Beatriz has everything planned out: establish herself as the mistress of the hacienda, make the house a home, and then bring her mother to join her. But the household – and the house – have other plans. From the moment she steps through the door, Beatriz gets an ominous feeling. Rodolfo’s sister seems suspicious, and the kitchen help are constantly burning incense and scratching symbols in the doorways. Then there’s the mystery of what happened to Rodolfo’s first wife and whether history may be repeating.
While all of this is going on, we meet Padre Andrés, a young Indigenous Catholic priest with deep connections to the hacienda and his own haunted past. As forces outside their control conspire against them, the priest and the new bride are drawn together.
This is a fast moving story and even when you have a good guess of what’s going to happen, you still want to keep reading to see how it plays out. There’s romance, of course – what kind of gothic novel wouldn’t have one? It’s a well-built romance, and one that stays true to the characters and their situations.

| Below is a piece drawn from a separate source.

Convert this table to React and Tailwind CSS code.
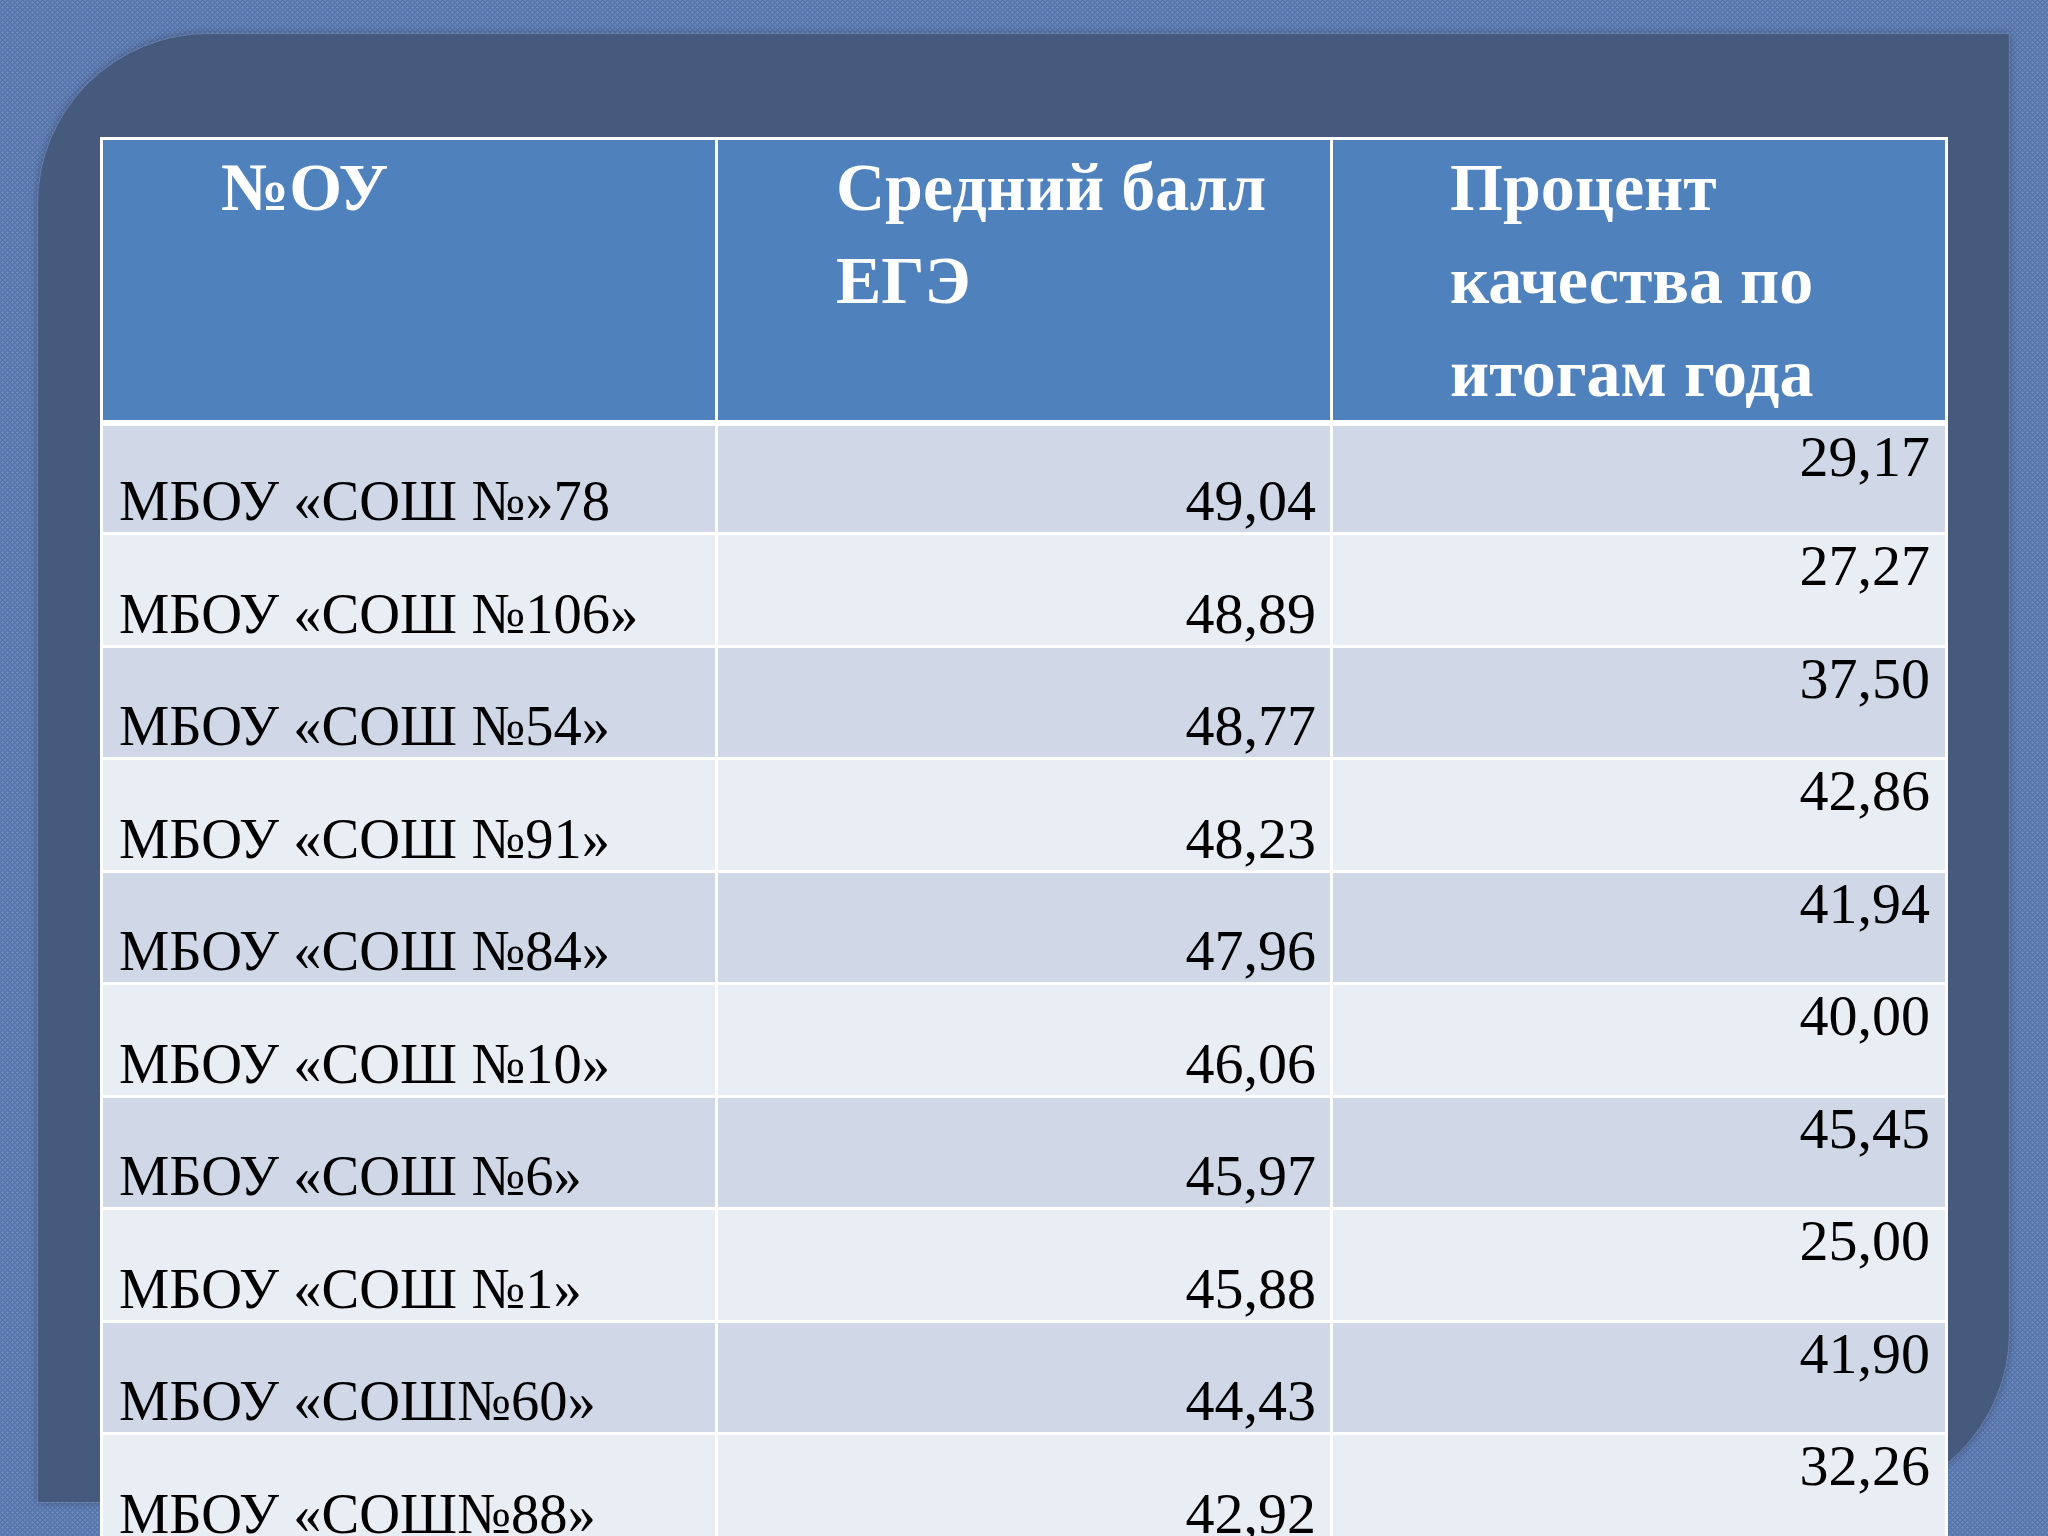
import React from "react";

const rows = [
  ["МБОУ «СОШ №»78", "49,04", "29,17"],
  ["МБОУ «СОШ №106»", "48,89", "27,27"],
  ["МБОУ «СОШ №54»", "48,77", "37,50"],
  ["МБОУ «СОШ №91»", "48,23", "42,86"],
  ["МБОУ «СОШ №84»", "47,96", "41,94"],
  ["МБОУ «СОШ №10»", "46,06", "40,00"],
  ["МБОУ «СОШ №6»", "45,97", "45,45"],
  ["МБОУ «СОШ №1»", "45,88", "25,00"],
  ["МБОУ «СОШ№60»", "44,43", "41,90"],
  ["МБОУ «СОШ№88»", "42,92", "32,26"],
];

export default function App() {
  return (
    <div
      className="w-[2048px] h-[1536px] overflow-hidden bg-[#5673a8] bg-[image:radial-gradient(circle,#6c8ac0_35%,transparent_40%),radial-gradient(circle,#6c8ac0_35%,transparent_40%)] bg-[length:5px_5px] bg-[position:0_0,2.5px_2.5px] pt-[34px] pl-[38px]"
      style={{ fontFamily: '"Liberation Serif", "Times New Roman", serif' }}
    >
      <div className="w-[1971px] h-[1468px] bg-[#465a7d] rounded-tl-[170px] rounded-br-[170px] shadow-[0_0_0_1px_rgba(130,155,200,0.45),0_0_10px_rgba(0,0,0,0.35)] pt-[103px] pl-[62px]">
        <div className="w-[1848px] bg-white pt-[3px] px-[3px] flex flex-col">
          <div className="grid grid-cols-3 gap-x-[3px] h-[277px]">
            <div className="bg-[#4f81bd] pl-[118px] pt-[1px] text-white font-bold text-[68px] leading-[93px]">
              №ОУ
            </div>
            <div className="bg-[#4f81bd] pl-[118px] pt-[1px] text-white font-bold text-[68px] leading-[93px]">
              Средний балл
              <br />
              ЕГЭ
            </div>
            <div className="bg-[#4f81bd] pl-[117px] pt-[1px] text-white font-bold text-[68px] leading-[93px]">
              Процент
              <br />
              качества по
              <br />
              итогам года
            </div>
          </div>
          <div className="mt-[9px] flex flex-col gap-y-[3px]">
            {rows.map((r, i) => {
              const bg = i % 2 === 0 ? "bg-[#d0d8e8]" : "bg-[#e9edf4]";
              const h = i === 0 ? "h-[106px]" : "h-[109.5px]";
              return (
                <div key={i} className={`grid grid-cols-3 gap-x-[3px] ${h}`}>
                  <div className={`${bg} flex items-end pl-[16px] pb-[2px] text-black text-[58px] leading-none whitespace-nowrap`}>
                    <span className="inline-block origin-left scale-x-[0.975]">{r[0]}</span>
                  </div>
                  <div className={`${bg} flex items-end justify-end pr-[14px] pb-[2px] text-black text-[58px] leading-none`}>
                    {r[1]}
                  </div>
                  <div className={`${bg} flex items-start justify-end pr-[15px] pt-[2px] text-black text-[58px] leading-none`}>
                    {r[2]}
                  </div>
                </div>
              );
            })}
          </div>
        </div>
      </div>
    </div>
  );
}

Cañas also does a wonderful job of situating readers in the historical landscape of revolutionary Mexico. Without becoming an academic paper, Cañas interrogates the impact of race and colonialism in Mexican society. It’s a complex topic, and yet it weaves in seamlessly with the story of a haunted house.
Part of the reason Beatriz jumps at the chance to marry a man like Rodolfo is her awareness that her father’s disgraced reputation in this new order and her darker skin tone significantly limit her marriage prospects. Meanwhile, Padre Andrés also grapples with his ethnic heritage, the spiritual practices he learned from his grandmother, and the faith instilled in him by the Catholic Church. The blending of Catholicism and Indigenous beliefs also rang true and was a welcomed addition to the story.
Most importantly, The Hacienda is a fun, engaging, and enthralling story. We get to jump between perspectives of Beatriz and Andrés, with a little bit of back and forth through time. Cañas handles both deftly. There was never a feeling of “ugh, did we have to switch characters” or anything like that. Instead, the two side complimented each other well and added to the depth of the story.
The Hacienda is Cañas’ debut novel and if this is her first, I can’t wait to see what she comes out with next!